◆ **Instruction**
Show every line that has the string "TypeScript" in it.
### Records to use
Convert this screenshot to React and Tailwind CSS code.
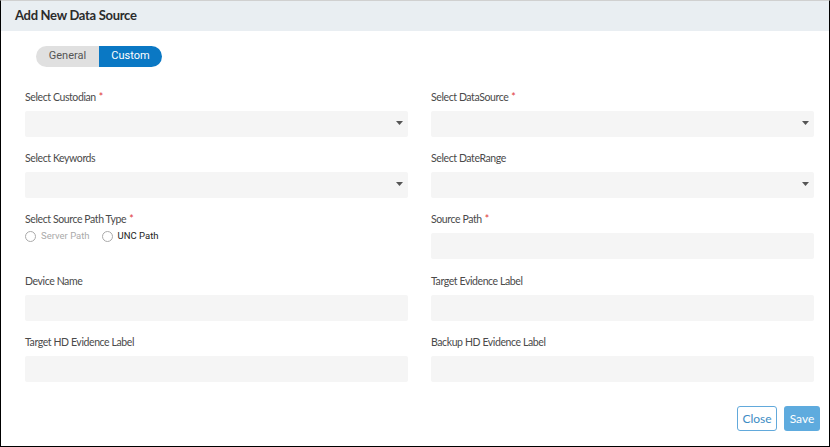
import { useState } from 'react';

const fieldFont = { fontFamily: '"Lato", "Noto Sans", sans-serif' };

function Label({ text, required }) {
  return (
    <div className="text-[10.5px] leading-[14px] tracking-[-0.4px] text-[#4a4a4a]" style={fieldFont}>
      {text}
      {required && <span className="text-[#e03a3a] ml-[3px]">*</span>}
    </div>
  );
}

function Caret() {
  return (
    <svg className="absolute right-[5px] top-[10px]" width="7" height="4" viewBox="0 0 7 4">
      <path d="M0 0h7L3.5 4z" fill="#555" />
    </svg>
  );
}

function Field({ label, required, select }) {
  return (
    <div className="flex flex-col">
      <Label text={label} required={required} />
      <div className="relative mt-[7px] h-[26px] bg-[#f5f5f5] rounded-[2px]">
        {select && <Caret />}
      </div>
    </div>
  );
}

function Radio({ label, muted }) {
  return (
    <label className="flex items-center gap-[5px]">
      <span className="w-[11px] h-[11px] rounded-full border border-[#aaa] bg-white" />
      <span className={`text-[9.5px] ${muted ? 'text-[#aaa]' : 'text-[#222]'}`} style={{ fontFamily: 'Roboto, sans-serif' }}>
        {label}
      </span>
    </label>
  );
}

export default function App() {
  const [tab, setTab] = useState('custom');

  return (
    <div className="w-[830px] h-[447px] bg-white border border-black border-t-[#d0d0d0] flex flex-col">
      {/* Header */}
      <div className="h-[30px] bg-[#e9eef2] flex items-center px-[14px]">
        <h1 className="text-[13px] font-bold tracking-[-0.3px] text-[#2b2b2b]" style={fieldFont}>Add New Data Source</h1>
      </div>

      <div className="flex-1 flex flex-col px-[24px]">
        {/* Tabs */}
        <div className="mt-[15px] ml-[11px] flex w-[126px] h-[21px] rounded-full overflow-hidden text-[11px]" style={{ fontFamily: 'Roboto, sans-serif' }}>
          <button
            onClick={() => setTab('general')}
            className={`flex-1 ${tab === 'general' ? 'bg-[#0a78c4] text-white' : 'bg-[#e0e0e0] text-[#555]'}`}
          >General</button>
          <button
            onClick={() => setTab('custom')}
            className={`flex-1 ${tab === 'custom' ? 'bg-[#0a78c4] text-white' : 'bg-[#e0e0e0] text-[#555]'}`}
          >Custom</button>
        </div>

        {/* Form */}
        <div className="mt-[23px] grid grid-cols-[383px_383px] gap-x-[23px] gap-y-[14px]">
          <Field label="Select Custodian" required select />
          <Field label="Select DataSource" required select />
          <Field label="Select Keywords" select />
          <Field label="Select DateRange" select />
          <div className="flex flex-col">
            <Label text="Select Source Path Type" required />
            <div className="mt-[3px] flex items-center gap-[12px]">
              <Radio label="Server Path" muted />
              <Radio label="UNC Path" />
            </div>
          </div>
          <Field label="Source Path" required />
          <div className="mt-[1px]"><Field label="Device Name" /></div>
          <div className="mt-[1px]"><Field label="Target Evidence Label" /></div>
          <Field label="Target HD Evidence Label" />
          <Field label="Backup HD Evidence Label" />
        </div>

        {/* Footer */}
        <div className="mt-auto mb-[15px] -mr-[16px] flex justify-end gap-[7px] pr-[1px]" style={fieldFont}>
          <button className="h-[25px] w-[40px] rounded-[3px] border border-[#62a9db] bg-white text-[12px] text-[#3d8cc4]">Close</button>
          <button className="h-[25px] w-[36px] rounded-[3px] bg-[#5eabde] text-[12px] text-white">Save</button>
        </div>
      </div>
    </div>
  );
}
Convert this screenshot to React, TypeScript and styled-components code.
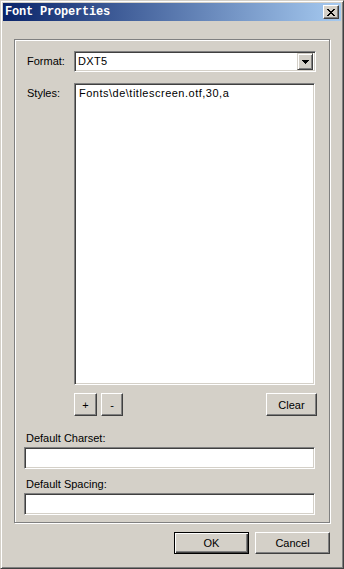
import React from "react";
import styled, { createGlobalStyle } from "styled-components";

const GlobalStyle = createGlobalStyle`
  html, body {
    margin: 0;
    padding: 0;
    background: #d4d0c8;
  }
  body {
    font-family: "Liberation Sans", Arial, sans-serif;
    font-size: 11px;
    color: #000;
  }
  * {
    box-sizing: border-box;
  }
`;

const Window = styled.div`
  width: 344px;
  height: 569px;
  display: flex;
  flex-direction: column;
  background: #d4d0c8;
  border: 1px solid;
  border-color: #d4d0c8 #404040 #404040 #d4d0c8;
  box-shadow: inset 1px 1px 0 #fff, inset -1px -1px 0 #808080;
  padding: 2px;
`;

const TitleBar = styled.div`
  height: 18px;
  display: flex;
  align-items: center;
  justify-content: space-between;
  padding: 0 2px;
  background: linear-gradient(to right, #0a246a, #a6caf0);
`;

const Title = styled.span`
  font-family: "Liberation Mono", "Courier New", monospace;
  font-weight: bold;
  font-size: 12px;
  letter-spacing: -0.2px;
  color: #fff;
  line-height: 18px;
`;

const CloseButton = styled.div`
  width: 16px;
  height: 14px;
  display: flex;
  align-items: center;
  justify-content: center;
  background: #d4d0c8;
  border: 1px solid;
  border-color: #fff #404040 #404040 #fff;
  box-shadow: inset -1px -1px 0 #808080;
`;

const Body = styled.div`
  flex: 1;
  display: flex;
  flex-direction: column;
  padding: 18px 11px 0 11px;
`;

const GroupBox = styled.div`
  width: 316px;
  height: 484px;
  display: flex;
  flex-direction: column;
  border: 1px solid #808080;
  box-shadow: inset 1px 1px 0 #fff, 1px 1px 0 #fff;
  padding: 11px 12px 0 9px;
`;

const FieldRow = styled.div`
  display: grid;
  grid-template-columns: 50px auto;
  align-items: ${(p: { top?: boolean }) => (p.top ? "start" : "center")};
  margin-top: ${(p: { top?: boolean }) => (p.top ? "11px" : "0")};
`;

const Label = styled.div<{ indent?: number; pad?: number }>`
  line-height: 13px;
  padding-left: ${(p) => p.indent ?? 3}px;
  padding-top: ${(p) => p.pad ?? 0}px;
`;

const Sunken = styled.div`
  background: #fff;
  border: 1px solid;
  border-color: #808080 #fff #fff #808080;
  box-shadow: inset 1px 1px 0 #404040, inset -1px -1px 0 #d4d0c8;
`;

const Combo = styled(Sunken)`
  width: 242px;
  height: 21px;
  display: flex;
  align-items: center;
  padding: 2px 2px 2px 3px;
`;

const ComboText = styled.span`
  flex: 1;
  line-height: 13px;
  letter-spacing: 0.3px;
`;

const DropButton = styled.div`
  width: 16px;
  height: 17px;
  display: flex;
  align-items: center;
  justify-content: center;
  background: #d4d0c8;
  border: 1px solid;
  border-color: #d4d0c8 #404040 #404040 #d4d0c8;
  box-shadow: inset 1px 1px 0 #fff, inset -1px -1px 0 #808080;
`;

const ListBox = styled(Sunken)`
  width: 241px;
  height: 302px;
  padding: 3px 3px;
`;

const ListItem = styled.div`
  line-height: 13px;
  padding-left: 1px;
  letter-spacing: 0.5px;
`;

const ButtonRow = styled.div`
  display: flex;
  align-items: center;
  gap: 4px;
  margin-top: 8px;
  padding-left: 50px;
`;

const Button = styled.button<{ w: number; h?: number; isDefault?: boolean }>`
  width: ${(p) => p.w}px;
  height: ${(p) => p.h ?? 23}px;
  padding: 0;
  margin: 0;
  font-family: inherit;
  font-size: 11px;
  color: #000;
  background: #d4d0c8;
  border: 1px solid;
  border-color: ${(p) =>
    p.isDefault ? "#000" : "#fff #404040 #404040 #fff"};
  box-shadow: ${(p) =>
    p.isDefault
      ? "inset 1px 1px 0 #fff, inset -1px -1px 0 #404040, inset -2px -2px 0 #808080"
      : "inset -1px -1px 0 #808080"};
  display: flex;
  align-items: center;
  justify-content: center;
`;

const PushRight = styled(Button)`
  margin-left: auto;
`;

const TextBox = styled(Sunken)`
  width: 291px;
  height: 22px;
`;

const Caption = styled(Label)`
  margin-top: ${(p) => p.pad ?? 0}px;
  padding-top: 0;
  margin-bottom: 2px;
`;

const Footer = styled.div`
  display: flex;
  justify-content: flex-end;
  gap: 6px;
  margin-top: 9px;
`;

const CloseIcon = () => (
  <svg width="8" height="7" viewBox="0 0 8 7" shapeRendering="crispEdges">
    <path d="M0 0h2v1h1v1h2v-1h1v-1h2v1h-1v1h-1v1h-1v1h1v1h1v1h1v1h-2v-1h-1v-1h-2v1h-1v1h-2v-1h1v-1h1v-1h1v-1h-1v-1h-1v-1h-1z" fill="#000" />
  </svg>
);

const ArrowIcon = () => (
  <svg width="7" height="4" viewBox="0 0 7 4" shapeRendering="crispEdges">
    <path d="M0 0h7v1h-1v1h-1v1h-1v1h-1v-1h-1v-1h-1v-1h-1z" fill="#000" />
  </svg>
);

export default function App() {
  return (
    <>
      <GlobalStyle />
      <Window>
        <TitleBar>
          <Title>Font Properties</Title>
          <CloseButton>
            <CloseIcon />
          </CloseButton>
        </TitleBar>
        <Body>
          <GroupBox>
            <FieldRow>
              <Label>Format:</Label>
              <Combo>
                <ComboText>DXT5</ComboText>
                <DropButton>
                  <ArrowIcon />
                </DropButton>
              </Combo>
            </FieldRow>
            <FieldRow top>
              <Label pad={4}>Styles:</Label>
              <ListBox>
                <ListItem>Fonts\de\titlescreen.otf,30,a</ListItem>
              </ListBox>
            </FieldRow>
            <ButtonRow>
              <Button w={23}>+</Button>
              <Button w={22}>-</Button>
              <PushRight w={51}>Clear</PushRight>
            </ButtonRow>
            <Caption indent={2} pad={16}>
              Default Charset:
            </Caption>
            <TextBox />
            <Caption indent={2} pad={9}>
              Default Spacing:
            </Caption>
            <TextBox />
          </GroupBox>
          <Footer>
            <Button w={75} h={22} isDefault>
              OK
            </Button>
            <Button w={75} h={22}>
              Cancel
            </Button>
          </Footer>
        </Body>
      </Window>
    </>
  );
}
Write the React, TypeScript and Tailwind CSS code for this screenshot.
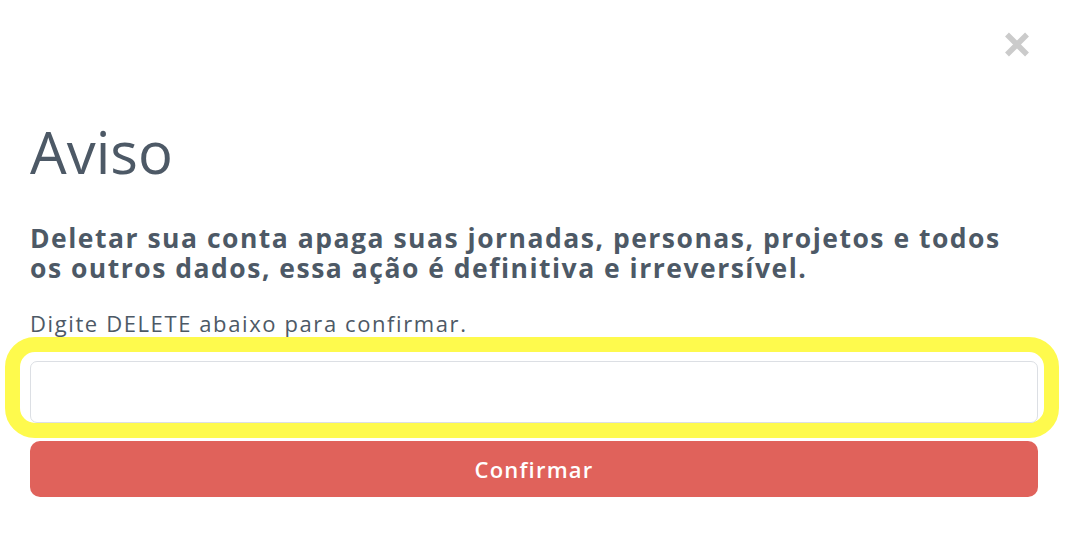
######
◆ **Solution below**
Convert this screenshot to React, TypeScript and styled-components code.
Write the React, TypeScript and Tailwind CSS code for this screenshot.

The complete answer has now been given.